The City of Cape Town in its Financial Accounts to June 2013, the latest available on its web page, reports grants and subsidies from the government to the City of R5.4bn and it share of the Fuel Levy of R1.7bn. This R7.1bn represented about 26% of all revenues of R27.4bn. Of these revenues, property rates generated R5.2bn and service charges (electiricty, water, refuse etc) R13.1bn These accounts report an operational surplus of R3.44bn while net financial cash income of R592m fell short of finance cash costs of 646m by a mere 54m in 2013, reflecting very little net indebtedness.
The financial picture presented therefore is one of very robust financial health with what appears to be a lazy balance sheet – especially so when little account appears to be taken of the value of undeveloped land owned by the City – that could be brought to market with the right encouragement. And having been converted, it would thereafter provide annuity income for the City in the form of extra rates and service charges that more than cover costs, as illustrated in the case of the Cornobia project in the Durban area.
Cape Town has the balance sheet and hopefully the competence to raise abundant funds from both private lenders and the central government for expanding the infrastructure of land buildings and roads, investments that will make every economic sense for the City itself. And it would help provide access to jobs and meaningfully help relive national poverty as young work seekers in particular continue to migrate in large numbers to Cape Town, as they are also doing to Gauteng and Durban.
The encouraging feature of this new emphasis by Government on the role of municipalities in SA is the recognition of the economic importance of the major urban areas of South Africa. It is there that the economic opportunities will present themselves and so where the additional investment in houses, serviced land and the roads and transport is best made.

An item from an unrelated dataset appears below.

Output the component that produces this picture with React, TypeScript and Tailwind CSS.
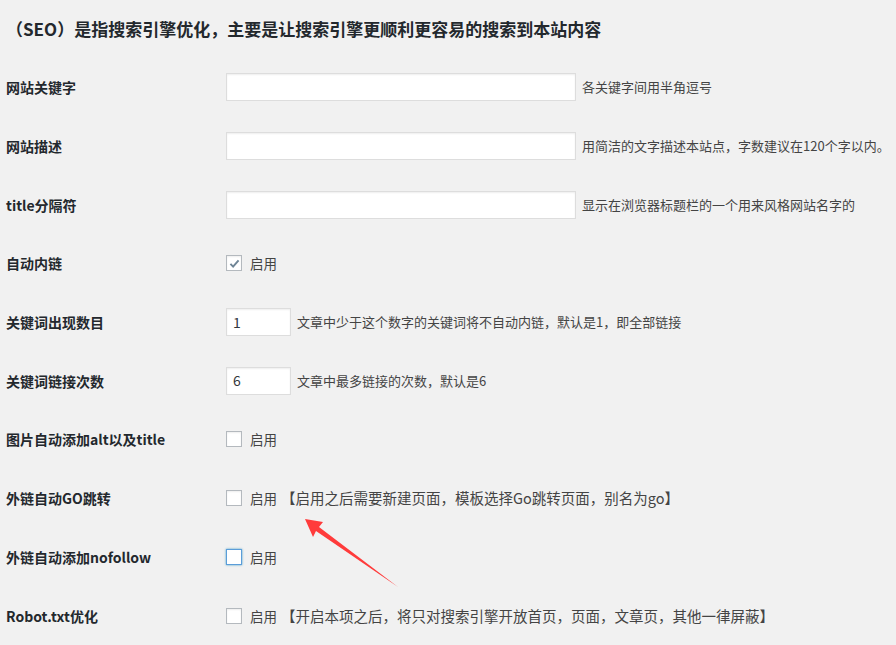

But an important caveat should be registered. It is easier for government agencies to deliver agendas than successful outcomes even with abundant revenues, as government failure to date has illustrated. The road to a successful urban economy has to be paved with more than good intentions. And, one may add, accompanied by a proper degree of respect for the creative powers of private developers with which the city administrators and planners should be encouraged to hold. They will have to draw on them to turn not only the city land to more productive uses, but to ensure that privately owned land and buildings can be converted to ever more productive uses. Such developments will make an essential contribution to economic growth and the relief of the scourge of SA, poverty.